Ils font valoir que [X] [I] reconnaît avoir prélevé la somme de 26.800 euros pour assurer la prise en charge de leur mère en EPHAD mais qu’elle a restitué ces fonds en raison du fait que leur mère n’était restée que quatre mois dans l’établissement ; qu’elle n’a pas prélevé plus.
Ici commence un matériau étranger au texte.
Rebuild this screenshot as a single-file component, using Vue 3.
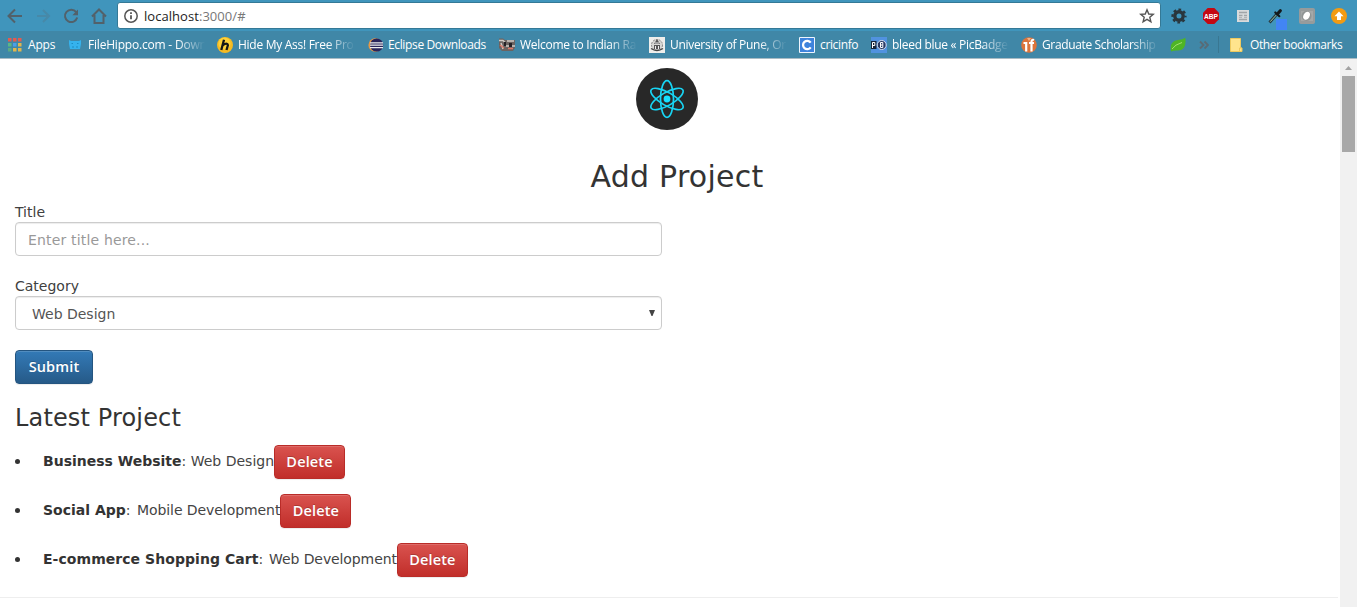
<script setup>
import { ref } from 'vue'

const title = ref('')
const bookmarks = [
  { icon: 'apps', label: 'Apps' },
  { icon: 'hippo', label: 'FileHippo.com - Down', fade: true },
  { icon: 'hma', label: 'Hide My Ass! Free Pro', fade: true },
  { icon: 'eclipse', label: 'Eclipse Downloads' },
  { icon: 'train', label: 'Welcome to Indian Ra', fade: true },
  { icon: 'pune', label: 'University of Pune, Or', fade: true },
  { icon: 'cric', label: 'cricinfo' },
  { icon: 'pic', label: 'bleed blue « PicBadge', fade: true },
  { icon: 'grad', label: 'Graduate Scholarship', fade: true }
]
const projects = ref([
  { id: 1, title: 'Business Website', category: 'Web Design', cls: 'p1' },
  { id: 2, title: 'Social App', category: 'Mobile Development', cls: 'p2' },
  { id: 3, title: 'E-commerce Shopping Cart', category: 'Web Development', cls: 'p3' }
])
const remove = (id) => {
  projects.value = projects.value.filter((p) => p.id !== id)
}
</script>

<template>
  <div class="window">
    <header class="chrome">
      <div class="toolbar">
        <svg class="nav" width="117" height="31" viewBox="0 0 117 31" fill="none" stroke="#52616a" stroke-width="2">
          <path d="M22 16H9M15 9.500L8.500 16l6.500 6.500" />
          <path d="M37 16h12M43 10l6 6-6 6" stroke="#4789a8" />
          <path d="M76.200 12.200A6.200 6.200 0 1 0 77.200 17.500" />
          <path d="M78 9.500v5.700h-5.700z" fill="#52616a" stroke="none" />
          <path d="M92 16.500L99 9.500l7 7M94.500 15v8h9v-8" />
        </svg>
        <div class="address">
          <svg width="16" height="16" viewBox="0 0 16 16" fill="none" stroke="#555" stroke-width="1.500">
            <circle cx="8" cy="8" r="6.200" /><path d="M8 7.200v4M8 4.300v1.600" stroke-width="1.800" />
          </svg>
          <span class="url">localhost<i>:3000/#</i></span>
          <svg class="star" width="16" height="16" viewBox="0 0 16 16" fill="none" stroke="#555" stroke-width="1.400">
            <path d="M8 1.800l1.750 4.200 4.550.35-3.500 2.950 1.100 4.450L8 11.350l-3.900 2.400 1.100-4.450-3.500-2.950L6.250 6z" />
          </svg>
        </div>
        <div class="extensions">
          <svg viewBox="0 0 16 16">
            <circle cx="8" cy="8" r="4.200" fill="none" stroke="#29363d" stroke-width="3.400" />
            <circle cx="8" cy="8" r="6.500" fill="none" stroke="#29363d" stroke-width="2.200" stroke-dasharray="2.700 2.405" stroke-dashoffset="1.350" />
          </svg>
          <svg viewBox="0 0 16 16" overflow="visible">
            <path d="M4.700 0h6.600L16 4.700v6.600L11.300 16H4.700L0 11.300V4.700z" fill="#c40812" />
            <text x="8" y="10.900" text-anchor="middle" textLength="14" lengthAdjust="spacingAndGlyphs" class="abp">ABP</text>
          </svg>
          <svg viewBox="0 0 16 16">
            <path d="M2 2h12v12H2z" fill="#d9dbdc" /><path d="M4 4.500h8M4 7.500h3.500M9 7.500h3M4 11.500h8" stroke="#a1a5a8" stroke-width="1.500" />
            <path d="M4 9.500h3M9 9.500h3" stroke="#b3b6b8" />
          </svg>
          <svg viewBox="0 0 16 16" overflow="visible">
            <path d="M9 11h11v11H9z" fill="#4285f4" /><path d="M2.500 14.500L9.500 6.500" stroke="#26353b" stroke-width="2.800" />
            <path d="M3.200 13.700L9.500 6.800" stroke="#96c9ac" />
            <path d="M8.300 4.500l4 3.700" stroke="#14191c" stroke-width="2.200" stroke-linecap="round" /><path d="M10.800 5.500l2.500-2.800" stroke="#14191c" stroke-width="3.200" stroke-linecap="round" />
          </svg>
          <svg viewBox="0 0 16 16">
            <rect width="16" height="16" rx="2" fill="#969b9c" /><path d="M2 3h12v10H2z" fill="#a5a8a8" />
            <circle cx="7.500" cy="8" r="5" fill="#8f9494" /><ellipse cx="7.500" cy="8" rx="3" ry="4.200" transform="rotate(28 8 8)" fill="#fff" />
          </svg>
          <svg viewBox="0 0 16 16">
            <circle cx="8" cy="8" r="8" fill="#f39b12" /><path d="M8 3.500l4.500 4.700H10V12H6V8.200H3.500z" fill="#fff" />
          </svg>
        </div>
      </div>

      <nav class="bookmarks">
        <a v-for="b in bookmarks" :key="b.label" :class="['bookmark', b.icon]">
          <svg width="16" height="16" viewBox="0 0 16 16">
            <g v-if="b.icon === 'apps'">
              <path d="M1 1h3.500v3.500H1zM6 1h3.500v3.500H6zM11 1h3.500v3.500H11z" fill="#e35b50" />
              <path d="M1 6h3.500v3.500H1z" fill="#5bb784" /><path d="M6 6h3.500v3.500H6z" fill="#4c9fe8" /><path d="M11 6h3.500v3.500H11zM11 11h3.500v3.500H11zM6 11h3.500v3.500H6z" fill="#dfb64f" />
              <path d="M1 11h3.500v3.500H1z" fill="#5baa83" />
            </g>
            <g v-else-if="b.icon === 'hippo'">
              <path d="M2 3l2 1h8l2-1v4l-1 5H3L2 7z" fill="#35b2ed" /><path d="M4.500 6.500h1.500M10 6.500h1.500M5 10h2M9 10h2" stroke="#1d8dc4" />
            </g>
            <g v-else-if="b.icon === 'hma'">
              <circle cx="8" cy="8" r="8" fill="#f5ba22" /><circle cx="7.500" cy="6.500" r="6" fill="#ffd23a" />
              <path d="M7 2.800L4.300 13M5.700 8.200q4.800-3 5.200 0L9.500 13" fill="none" stroke="#161616" stroke-width="2.300" />
            </g>
            <g v-else-if="b.icon === 'eclipse'">
              <circle cx="7.200" cy="8" r="6.800" fill="#e99945" /><circle cx="8.600" cy="8" r="6.600" fill="#29235a" />
              <path d="M2 5.800h13M2 8.200h13M2 10.600h13" stroke="#eee" stroke-width="1.200" />
            </g>
            <g v-else-if="b.icon === 'train'">
              <path d="M0 1.500h4l2 1.500h10v8l-2 3H3l-3-3z" fill="#6b6361" /><path d="M0 3.500h4l2 2M2 6l2 6M8 4h7M7 9h3M13 9h3" fill="none" stroke="#d0cbc6" stroke-width="1.400" />
              <path d="M1 8l4 3M9 11.500h5" stroke="#dd7768" stroke-width="1.400" /><path d="M10 6h3v4h-3M5 5h2v4H5" fill="#242126" />
            </g>
            <g v-else-if="b.icon === 'pune'">
              <path d="M0 0h16v16H0z" fill="#eeeeeb" /><circle cx="8" cy="8" r="5.500" fill="#d8d8d5" stroke="#888" stroke-dasharray="2 1" />
              <path d="M5 7l3-5 3 5zM5 8h6v4H5z" fill="#555" /><path d="M2 11.500q6 4 12 0" fill="none" stroke="#444" stroke-width="1.500" /><path d="M6.500 9v3M9.500 9v3M6 6h4" stroke="#eee" />
            </g>
            <g v-else-if="b.icon === 'cric'">
              <rect width="16" height="16" rx="1" fill="#eef5fe" /><path d="M1 1h14v14H1z" fill="#3e83dc" />
              <path d="M11.700 5.600A4.200 4.200 0 1 0 11.700 10.400" fill="none" stroke="#fff" stroke-width="2.300" />
            </g>
            <g v-else-if="b.icon === 'pic'">
              <path d="M0 0h16v16H0z" fill="#5192df" /><path d="M0 4h5.500v8H0z" fill="#17243a" /><path d="M1.500 11V5.500h2.300v3H1.500" fill="none" stroke="#fff" />
              <circle cx="10.700" cy="8" r="4.500" fill="#283964" stroke="#d6dfef" /><path d="M9.500 5.500h2.300v5H9.500zM9.500 8h2" fill="none" stroke="#fff" />
            </g>
            <g v-else>
              <circle cx="8" cy="8" r="7.800" fill="#dc743b" /><path d="M2.500 6h2.700v8.500M8 6h5M10.500 14.500V5q0-3 2.500-2" fill="none" stroke="#fff" stroke-width="2.200" />
              <path d="M6 1l2 3 2-3" fill="#f4b184" />
            </g>
          </svg>
          <span :class="{ fade: b.fade }">{{ b.label }}</span>
        </a>
        <svg class="leaf" width="16" height="16" viewBox="0 0 16 16">
          <path d="M1 14.500Q-1 4 8 3 13 2.500 15.300.800 17 13 8 13.500 4 13.200 1 14.500z" fill="#4fb526" /><path d="M2 12Q5 7.500 12 5.500" fill="none" stroke="#a1df70" />
        </svg>
        <svg class="more" width="10" height="10" viewBox="0 0 10 10" fill="none" stroke="#586b76" stroke-width="1.900"><path d="M1 1.500L4.500 5 1 8.500M5.500 1.500L9 5 5.500 8.500" /></svg>
        <i class="divider"></i>
        <a class="bookmark other">
          <svg width="16" height="16" viewBox="0 0 16 16"><path d="M1.500 1.500h10v9.500h1.500v3.500H1.500z" fill="#ffe48d" stroke="#edc95f" /><path d="M10.500 14v-3H13" fill="#ffe48d" stroke="#edc95f" /></svg>
          <span>Other bookmarks</span>
        </a>
      </nav>
    </header>

    <div class="viewport">
      <main class="page">
        <svg class="logo" width="62" height="62" viewBox="-31 -31 62 62">
          <circle r="31" fill="#282828" />
          <g fill="none" stroke="#18d5f4" stroke-width="1.700">
            <ellipse rx="6.500" ry="18.300" /><ellipse rx="6.500" ry="18.300" transform="rotate(60)" /><ellipse rx="6.500" ry="18.300" transform="rotate(120)" />
          </g>
          <circle r="3.400" fill="#18e0ff" />
        </svg>
        <h2>Add Project</h2>
        <form @submit.prevent>
          <label for="title">Title</label>
          <input id="title" v-model="title" class="control" type="text" placeholder="Enter title here...">
          <label for="category">Category</label>
          <div class="control select" id="category"><span>Web Design</span><svg width="6" height="6" viewBox="0 0 6 6"><path d="M0 0h6L3.500 6h-1z" fill="#444" /></svg></div>
          <button class="btn primary" type="submit">Submit</button>
        </form>
        <h3>Latest Project</h3>
        <ul>
          <li v-for="p in projects" :key="p.id" :class="p.cls">
            <i class="bullet"></i>
            <strong>{{ p.title }}</strong><span class="colon">:&nbsp;</span><span class="category">{{ p.category }}</span>
            <button class="btn danger" type="button" @click="remove(p.id)">Delete</button>
          </li>
        </ul>
        <hr>
      </main>
      <aside class="scrollbar">
        <svg width="17" height="17" viewBox="0 0 17 17"><path d="M5 11l3.500-4 3.500 4z" fill="#a3a3a3" /></svg>
        <div class="thumb"></div>
      </aside>
    </div>
  </div>
</template>

<style>
html, body { margin: 0; overflow: hidden; background: #fff; }
</style>

<style scoped>
* { box-sizing: border-box; }
.window { width: 1357px; height: 607px; overflow: hidden; display: flex; flex-direction: column; font-family: "DejaVu Sans", sans-serif; color: #333; }
.chrome { height: 59px; flex: none; background: #4087a7; border-bottom: 1px solid #a9bbc4; font-family: "Open Sans", sans-serif; }
.toolbar { height: 31px; display: flex; background: #4095bc; }
.nav { flex: none; }
.address { flex: none; width: 1044px; height: 27px; margin-top: 2px; border: 1px solid #347996; border-radius: 3px; background: #fff; display: flex; align-items: center; padding: 0 5px; }
.url { margin-left: 5px; font-size: 13px; line-height: 18px; letter-spacing: .05px; color: #222; }
.url i { font-style: normal; color: #777; }
.star { margin-left: auto; }
.extensions { display: grid; grid-template-columns: repeat(6, 32px); margin-left: 10px; padding-top: 8px; }
.extensions svg { width: 16px; height: 16px; }
.abp { font: bold 8px "Liberation Sans", sans-serif; fill: #fff; }
.bookmarks { height: 27px; padding-left: 7px; display: grid; grid-template-columns: 60px 150px 151px 131px 150px 150px 72px 150px 149px 29px 19px 11px 127px; align-items: center; }
.bookmark { display: flex; align-items: center; gap: 5px; color: #fff; font-size: 12px; line-height: 18px; letter-spacing: -.36px; white-space: nowrap; }
.bookmark svg { flex: none; }
.apps { letter-spacing: -.2px; }
.eclipse { gap: 4px; }
.fade { width: 117px; mask-image: linear-gradient(to right, #000 76%, transparent 100%); }
.hippo .fade { letter-spacing: -.2px; }
.hma .fade, .train .fade { letter-spacing: -.28px; }
.pune .fade, .pic .fade { letter-spacing: -.3px; }
.other { letter-spacing: -.42px; }
.divider { width: 1px; height: 17px; background: #397792; }
.viewport { flex: 1; display: flex; min-height: 0; }
.page { width: 1340px; display: flex; flex-direction: column; align-items: flex-start; }
.logo { margin: 9px 0 0 636px; }
h2, h3 { font-weight: 400; margin: 0; }
h2 { align-self: center; font-size: 30px; line-height: 33px; margin-top: 30px; padding-left: 14px; letter-spacing: .25px; }
form { width: 647px; margin-left: 15px; margin-top: 9px; display: flex; flex-direction: column; align-items: flex-start; }
label { font-size: 14px; line-height: 20px; color: #404040; }
.control { width: 647px; height: 34px; margin-bottom: 20px; padding: 7px 12px 5px; font: 14px/20px "DejaVu Sans", sans-serif; color: #555; background: #fff; border: 1px solid #ccc; border-radius: 4px; box-shadow: inset 0 1px 1px rgba(0, 0, 0, .075); outline: none; }
.control::placeholder { color: #999; opacity: 1; letter-spacing: .17px; }
.select { display: flex; justify-content: space-between; padding: 7px 6px 5px 16px; }
.select svg { margin-top: 6px; }
.btn { flex: none; height: 34px; padding: 0; border-radius: 4px; color: #fff; font: 600 14.5px/20px "Open Sans", sans-serif; letter-spacing: .15px; text-shadow: 0 -1px 0 rgba(0, 0, 0, .2); box-shadow: inset 0 1px 0 rgba(255, 255, 255, .15), 0 1px 1px rgba(0, 0, 0, .075); }
.primary { width: 78px; border: 1px solid #245580; background: linear-gradient(#337ab7, #265a88); }
.danger { width: 71px; border: 1px solid #b92c28; background: linear-gradient(#d9534f, #c12e2a); }
h3 { margin: 21px 0 0 15px; font-size: 24px; line-height: 26px; letter-spacing: .15px; }
ul { margin: 14px 0 0 15px; padding: 0; list-style: none; display: grid; gap: 15px; }
li { display: flex; height: 34px; font-size: 14px; line-height: 32px; white-space: nowrap; }
.bullet { width: 5px; height: 5px; margin: 14px 23px 0 0; background: #333; border-radius: 50%; }
strong { font-weight: 700; }
.category, .colon { color: #444; }
.p2 .colon { margin-right: 2px; }
.p2 .category { letter-spacing: -.07px; }
.p3 strong { letter-spacing: .05px; }
.p3 .colon { margin-right: 1.500px; }
.p3 .category { letter-spacing: -.1px; }
hr { width: 1338px; height: 1px; margin: 20px 0 0; border: 0; background: #eee; }
.scrollbar { width: 17px; background: #f1f1f1; display: flex; flex-direction: column; align-items: center; }
.thumb { width: 13px; height: 76px; background: #a8a8a8; }
</style>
Sur l’assurance-vie, elle fait valoir qu’il n’est pas démontré de volonté irrévocable de se dépouiller lors des versements faits 12 ans avant le décès.

En raison des liens existants entre les deux affaires, le juge de la mise en état a, par ordonnance du 30 juin 2023, ordonné la jonction des deux affaires sous le numéro unique RG 22/7025.

Sur ordonnance du juge de la mise en état du 9 novembre 2023, la clôture de l’instruction de l’affaire a été ordonnée et l’affaire a été fixée à plaider à l’audience prise à juge rapporteur du 8 octobre 2024.

La décision a été mise en délibéré au 10 janvier 2025.

Sur ce,

Il ressort des pièces produites que la dévolution successorale de [L] [A] [G], s’établit en la personne de ses six enfants : [U], [O], [S], [V], [R] et [X] [I]. Pourtant, [S] [I], qui ne figure pas parmi les requérants, n’a pas été attrait à la cause à laquelle il a nécessairement intérêt, pour concerner l’ouverture des opérations de partage et de liquidation de la succession de [L] [G], sa mère, alors qu’il ne résulte pas des éléments soumis au tribunal qu’il aurait renoncé à ladite succession.

Il apparaît nécessaire, dans ce contexte, d’ordonner la réouverture des débats , la révocation de l’ordonnance de clôture et le renvoi à la mise en état, afin d’inviter les requérants à le mettre en cause.

PAR CES MOTIFS

Le tribunal, statuant publiquement, par jugement contradictoire et en premier ressort, prononcé par mise à disposition au greffe,
 
ORDONNE la réouverture des débats et la révocation de l’ordonnance de clôture de l’affaire,

INVITE les requérants à mettre en cause [S] [I],

ORDONNE le renvoi à la mise en état du 2 mai 2025, à laquelle il devra être justifié de la diligence à défaut de quoi la radiation de l’affaire sera envisagée

RESERVE l’intégralité des prétentions, en ce compris les dépens.